IV.
In front of us sat the Doctor; back of us sat a young South American from “up country,” with whom we entered into conversation, and from whom we learned much to confirm our rapidly forming opinions of his great country—Venezuela. He spoke English well, having been educated partially in England, partially in New York. He came from the Province of Colombo, to me a very indefinite, remotely hidden-away place somewhere in the Andes, accessible only by two or three days’ journey from Caracas, partly by mule and partly by boat up the Maracaibo River. By the way, we are told that Colombo is the native state of that peppery little dictator—the present President Castro.

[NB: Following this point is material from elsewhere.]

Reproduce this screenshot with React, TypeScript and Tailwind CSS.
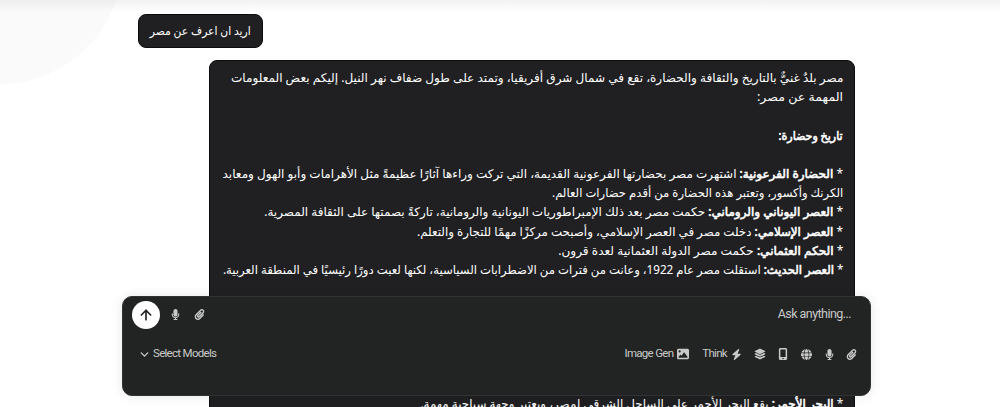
import { FaPaperclip } from 'react-icons/fa';
import { FaBolt, FaGlobe, FaImage, FaLayerGroup, FaMicrophone, FaMobileScreenButton } from 'react-icons/fa6';
import { LuArrowUp, LuChevronDown } from 'react-icons/lu';

type Line = { title?: string; text?: string; bullet?: boolean; fit?: string };

const answer: Line[] = [
  { text: 'مصر بلدٌ غنيٌّ بالتاريخ والثقافة والحضارة، تقع في شمال شرق أفريقيا، وتمتد على طول ضفاف نهر النيل. إليكم بعض المعلومات', fit: 'scale-x-[1.005]' },
  { text: 'المهمة عن مصر:', fit: 'scale-x-[1.05]' },
  {},
  { title: 'تاريخ وحضارة:', fit: 'scale-x-[0.92]' },
  {},
  { bullet: true, title: 'الحضارة الفرعونية:', text: 'اشتهرت مصر بحضارتها الفرعونية القديمة، التي تركت وراءها آثارًا عظيمةً مثل الأهرامات وأبو الهول ومعابد' },
  { text: 'الكرنك وأكسور، وتعتبر هذه الحضارة من أقدم حضارات العالم.', fit: 'scale-x-[0.97]' },
  { bullet: true, title: 'العصر اليوناني والروماني:', text: 'حكمت مصر بعد ذلك الإمبراطوريات اليونانية والرومانية، تاركةً بصمتها على الثقافة المصرية.' },
  { bullet: true, title: 'العصر الإسلامي:', text: 'دخلت مصر في العصر الإسلامي، وأصبحت مركزًا مهمًا للتجارة والتعلم.', fit: 'scale-x-[0.986]' },
  { bullet: true, title: 'الحكم العثماني:', text: 'حكمت مصر الدولة العثمانية لعدة قرون.', fit: 'scale-x-[1.01]' },
  { bullet: true, title: 'العصر الحديث:', text: 'استقلت مصر عام 1922، وعانت من فترات من الاضطرابات السياسية، لكنها لعبت دورًا رئيسيًا في المنطقة العربية.', fit: 'scale-x-[0.972]' },
  {},
  {},
  {},
  {},
  {},
  {},
  { bullet: true, title: 'البحر الأحمر:', text: 'يقع البحر الأحمر على الساحل الشرقي لمصر، ويعتبر وجهة سياحية مهمة.', fit: 'scale-x-[0.992]' },
];

function AnswerLine({ line }: { line: Line }) {
  return (
    <p className="h-[19.2px] whitespace-nowrap">
      <span className={`inline-block origin-right ${line.fit ?? ''}`}>
        {line.bullet && '* '}
        {line.title && <span className="[-webkit-text-stroke:0.6px_white]">{line.title} </span>}
        {line.text}
      </span>
    </p>
  );
}

function Composer() {
  return (
    <form className="absolute left-[122px] top-[296px] h-[100px] w-[749px] rounded-[10px] border border-[#303234] bg-[#222423] font-[Roboto,sans-serif] text-[#c9c9c9] shadow-[0_0_12px_rgba(0,0,0,0.1)]">
      <div className="flex h-[35px] items-center pl-[9px] pr-[19px]">
        <button type="button" className="flex size-7 items-center justify-center rounded-full bg-white text-[#222]">
          <LuArrowUp size={16} strokeWidth={2.5} />
        </button>
        <FaMicrophone size={11} className="ml-[10px]" />
        <FaPaperclip size={11} className="ml-[13px]" />
        <span className="ml-auto text-[12.5px] tracking-[-0.55px]">Ask anything...</span>
      </div>
      <div className="mt-[12px] flex h-5 items-center pl-[15px] pr-[13px] text-[11.5px] tracking-[-0.7px]">
        <LuChevronDown size={13} strokeWidth={2.5} />
        <span className="ml-[2px]">Select Models</span>
        <span className="ml-auto">Image Gen</span>
        <FaImage size={12} className="ml-[4px]" />
        <span className="ml-[13px]">Think</span>
        <FaBolt size={11} className="ml-[4px]" />
        <FaLayerGroup size={12} className="ml-[12px]" />
        <FaMobileScreenButton size={12} className="ml-[11px]" />
        <FaGlobe size={11} className="ml-[12px]" />
        <FaMicrophone size={11} className="ml-[12px]" />
        <FaPaperclip size={11} className="ml-[11px]" />
      </div>
    </form>
  );
}

export default function App() {
  return (
    <div className="relative h-[407px] overflow-hidden bg-white font-['Noto_Sans','DejaVu_Sans',sans-serif]">
      <div className="absolute -left-[124px] -top-[163px] size-[247px] rounded-full bg-[#fafafa]" />
      <div className="absolute inset-x-0 top-0 h-3 bg-linear-to-b from-black/5 to-transparent" />
      <main dir="rtl" className="relative flex flex-col pt-[14px] text-[12px] leading-[19.2px] text-white">
        <div className="mr-[737px] flex h-[34px] w-[125px] items-center rounded-lg border border-[#0c0c0d] bg-[#202022] px-[11px]">
          <span className="inline-block origin-right scale-x-[0.895] whitespace-nowrap">اريد ان اعرف عن مصر</span>
        </div>
        <div className="mr-[145px] mt-3 w-[646px] rounded-lg border border-[#0c0c0d] bg-[#202022] px-[11px] py-[7px]">
          {answer.map((line, i) => (
            <AnswerLine key={i} line={line} />
          ))}
        </div>
      </main>
      <Composer />
    </div>
  );
}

This South American gentleman had been sent to Caracas to interview Castro and his ministers with regard to a loan of twenty thousand dollars in horses, cattle, and provisions made during the last revolution to the faction which had placed Castro in power; the transaction had evidently been dignified by the soothing name of “a loan” because the quondam cowboy leader Castro had ended as a self-elected President. Just what our fellow traveller’s success had been, we were unable to learn or he to tell, for this same General Castro is a wily bird and keeps many an honest Venezuelan guessing. He told us what we already knew,—that Venezuela needs peace—peace—peace, and that, until she is assured of peace, her great hands must be idle. We needed no words to assure us of her greatness. It was there before us. The idle hands were clasping rich harvests unsown, rich treasures in gold and silver glittered upon her fingers, and following the sweep of her green mantle, there was a race of warm-hearted children, within whose being there was the making of great men and women. But there must be peace. For, when there is war, her great men go to the front, her brave men are killed; but in some unfortunate way her political schemers and professional revolutionists survive, and are always ready to make new trouble. “He who fights and runs away will live to fight another day.”
And so they run away—the unsuccessful ones—to Curaçao, to Paris, or to some of the neighbouring South American states, but their dirty shadows ever hang imminent on the horizon.